Sebastian Campione gestaltet Elizas Vater Alfred P. Doolittle mit großem Spielwitz. Sein berühmter Song "Bringt mich pünktlich zum Altar" mit dem Chor der Wuppertaler Bühnen unter der Leitung von Marcus Baisch kann als weiterer Höhepunkt des Abends bezeichnet werden. Bei dem ersten Lied "Mit 'nem kleenen Stückchen Glück", das Campione mit seinen Freunden Harry (Oliver Picker) und Jamie (Marco Agostini) im ersten Akt präsentiert, klingen die Übergänge zum gemeinsam gesungenen Refrain in der Stimmlage etwas bemüht und nicht ganz sauber. Sangmin Jeon legt den Freddy Eynsford-Hill wunderbar schmachtend an und begeistert in seinem berühmten Lied "In der Straße, mein Schatz, wo du lebst" mit tenoralem Schmelz, der aber auch deutlich macht, dass Eliza mit diesem lebensuntüchtigen jungen Mann niemals glücklich werden könnte.
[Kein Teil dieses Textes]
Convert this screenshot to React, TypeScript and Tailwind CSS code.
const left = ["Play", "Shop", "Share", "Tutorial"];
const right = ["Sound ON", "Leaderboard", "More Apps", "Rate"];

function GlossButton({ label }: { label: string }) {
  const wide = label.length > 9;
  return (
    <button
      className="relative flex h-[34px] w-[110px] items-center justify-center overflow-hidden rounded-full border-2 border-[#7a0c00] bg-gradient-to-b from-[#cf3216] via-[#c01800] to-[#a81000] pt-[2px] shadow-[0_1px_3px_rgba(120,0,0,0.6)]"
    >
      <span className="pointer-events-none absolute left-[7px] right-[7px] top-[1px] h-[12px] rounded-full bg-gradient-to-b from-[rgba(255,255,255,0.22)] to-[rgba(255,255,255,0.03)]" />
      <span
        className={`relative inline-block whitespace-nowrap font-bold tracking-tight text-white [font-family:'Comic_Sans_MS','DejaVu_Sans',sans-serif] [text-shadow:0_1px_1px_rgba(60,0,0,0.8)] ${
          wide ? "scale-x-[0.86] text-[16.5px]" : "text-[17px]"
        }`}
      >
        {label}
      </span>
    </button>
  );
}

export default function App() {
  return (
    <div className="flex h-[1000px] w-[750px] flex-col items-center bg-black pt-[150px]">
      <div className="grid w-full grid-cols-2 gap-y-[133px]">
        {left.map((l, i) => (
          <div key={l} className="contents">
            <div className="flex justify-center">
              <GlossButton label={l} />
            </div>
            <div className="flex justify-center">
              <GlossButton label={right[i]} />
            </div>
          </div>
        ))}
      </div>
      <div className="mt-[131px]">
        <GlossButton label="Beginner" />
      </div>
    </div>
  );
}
Als kleiner Gag erscheint bei dem Song ein Fliederstrauß aus dem Orchestergraben, den Jeon dann auch mit großem Pathos besingt. Die Sprechrollen sind mit Tom Zahner (Oberst Pickering), Dagmar Hessenland (Mrs. Higgins) und Angela H. Fischer (Haushälterin Mrs. Pearce) ebenfalls gut besetzt. Wieso auf den Dienstmädchen-Song "Ach, Professor Higgins" verzichtet wird und die Dienstmädchen nur zur Melodie über die Bühne laufen, wird nicht ganz klar, da die Wuppertaler über einen Chor verfügen, der diese Nummer sicherlich überzeugend hätte präsentieren können. Bei der "Ascot Gavotte" kann man sich nämlich vom homogenen Klang und von der großen Spielfreude bestens überzeugen. Michael Cook führt das Sinfonieorchester Wuppertal mit sicher Hand durch die von Ohrwürmern gespickte Partitur und rundet den Abend musikalisch wunderbar ab. Hervorzuheben ist, dass der Orchestergraben zunächst hochgefahren ist und erst während der Ouvertüre hinabgelassen wird.

FAZIT

Wer eine klassische Musical-Inszenierung liebt, wird hier in Wuppertal auf seine Kosten kommen. Die Produktion stellt unter Beweis, dass ein Klassiker in klassischem Gewand auch nach 60 Jahren noch nicht angestaubt wirken muss.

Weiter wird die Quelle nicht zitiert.